Your copy of the material must match it exactly, except that pictures are dropped.

Raw data
— BEGIN —
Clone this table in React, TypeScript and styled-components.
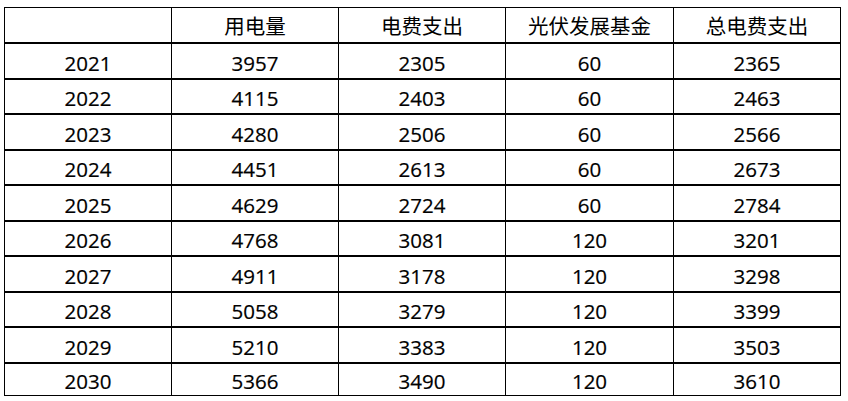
import React from "react";
import styled, { createGlobalStyle } from "styled-components";

const Global = createGlobalStyle`
  html, body { margin: 0; padding: 0; background: #ffffff; }
  body { font-family: "Open Sans", "Noto Sans CJK SC", sans-serif; color: #000; }
`;

const Page = styled.div`
  padding: 7px 0 0 4px;
`;

const Table = styled.div`
  display: grid;
  width: 837px;
  box-sizing: border-box;
  border: 1px solid #000;
  grid-template-columns: 166px 167px 167px 168px 167px;
  grid-template-rows: 34px repeat(9, 35.56px) 33px;
`;

const Cell = styled.div<{ $first?: boolean; $head?: boolean; $rowFirst?: boolean }>`
  display: flex;
  align-items: center;
  justify-content: center;
  box-sizing: border-box;
  border-left: ${(p) => (p.$first ? "none" : "1px solid #000")};
  border-top: ${(p) => (p.$rowFirst ? "none" : "2px solid #000")};
  font-family: ${(p) =>
    p.$head ? '"Noto Sans CJK SC", sans-serif' : '"Open Sans", "Noto Sans CJK SC", sans-serif'};
  font-size: ${(p) => (p.$head ? "20.5px" : "20.5px")};
  line-height: 1;
  padding-top: ${(p) => (p.$head ? "0" : "4px")};
  color: #000;
  -webkit-text-stroke: ${(p) => (p.$head ? "0" : "0.2px #000")};
`;

const header = ["", "用电量", "电费支出", "光伏发展基金", "总电费支出"];
const rows = [
  ["2021", "3957", "2305", "60", "2365"],
  ["2022", "4115", "2403", "60", "2463"],
  ["2023", "4280", "2506", "60", "2566"],
  ["2024", "4451", "2613", "60", "2673"],
  ["2025", "4629", "2724", "60", "2784"],
  ["2026", "4768", "3081", "120", "3201"],
  ["2027", "4911", "3178", "120", "3298"],
  ["2028", "5058", "3279", "120", "3399"],
  ["2029", "5210", "3383", "120", "3503"],
  ["2030", "5366", "3490", "120", "3610"],
];

export default function App() {
  return (
    <>
      <Global />
      <Page>
        <Table>
          {header.map((h, i) => (
            <Cell key={"h" + i} $head $rowFirst $first={i === 0}>
              {h}
            </Cell>
          ))}
          {rows.map((r, ri) =>
            r.map((v, ci) => (
              <Cell key={ri + "-" + ci} $first={ci === 0}>
                {v}
              </Cell>
            ))
          )}
        </Table>
      </Page>
    </>
  );
}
— END —
Solution below
Clone this table in React, TypeScript and styled-components.
import React from "react";
import styled, { createGlobalStyle } from "styled-components";

const Global = createGlobalStyle`
  html, body { margin: 0; padding: 0; background: #ffffff; }
  body { font-family: "Open Sans", "Noto Sans CJK SC", sans-serif; color: #000; }
`;

const Page = styled.div`
  padding: 7px 0 0 4px;
`;

const Table = styled.div`
  display: grid;
  width: 837px;
  box-sizing: border-box;
  border: 1px solid #000;
  grid-template-columns: 166px 167px 167px 168px 167px;
  grid-template-rows: 34px repeat(9, 35.56px) 33px;
`;

const Cell = styled.div<{ $first?: boolean; $head?: boolean; $rowFirst?: boolean }>`
  display: flex;
  align-items: center;
  justify-content: center;
  box-sizing: border-box;
  border-left: ${(p) => (p.$first ? "none" : "1px solid #000")};
  border-top: ${(p) => (p.$rowFirst ? "none" : "2px solid #000")};
  font-family: ${(p) =>
    p.$head ? '"Noto Sans CJK SC", sans-serif' : '"Open Sans", "Noto Sans CJK SC", sans-serif'};
  font-size: ${(p) => (p.$head ? "20.5px" : "20.5px")};
  line-height: 1;
  padding-top: ${(p) => (p.$head ? "0" : "4px")};
  color: #000;
  -webkit-text-stroke: ${(p) => (p.$head ? "0" : "0.2px #000")};
`;

const header = ["", "用电量", "电费支出", "光伏发展基金", "总电费支出"];
const rows = [
  ["2021", "3957", "2305", "60", "2365"],
  ["2022", "4115", "2403", "60", "2463"],
  ["2023", "4280", "2506", "60", "2566"],
  ["2024", "4451", "2613", "60", "2673"],
  ["2025", "4629", "2724", "60", "2784"],
  ["2026", "4768", "3081", "120", "3201"],
  ["2027", "4911", "3178", "120", "3298"],
  ["2028", "5058", "3279", "120", "3399"],
  ["2029", "5210", "3383", "120", "3503"],
  ["2030", "5366", "3490", "120", "3610"],
];

export default function App() {
  return (
    <>
      <Global />
      <Page>
        <Table>
          {header.map((h, i) => (
            <Cell key={"h" + i} $head $rowFirst $first={i === 0}>
              {h}
            </Cell>
          ))}
          {rows.map((r, ri) =>
            r.map((v, ci) => (
              <Cell key={ri + "-" + ci} $first={ci === 0}>
                {v}
              </Cell>
            ))
          )}
        </Table>
      </Page>
    </>
  );
}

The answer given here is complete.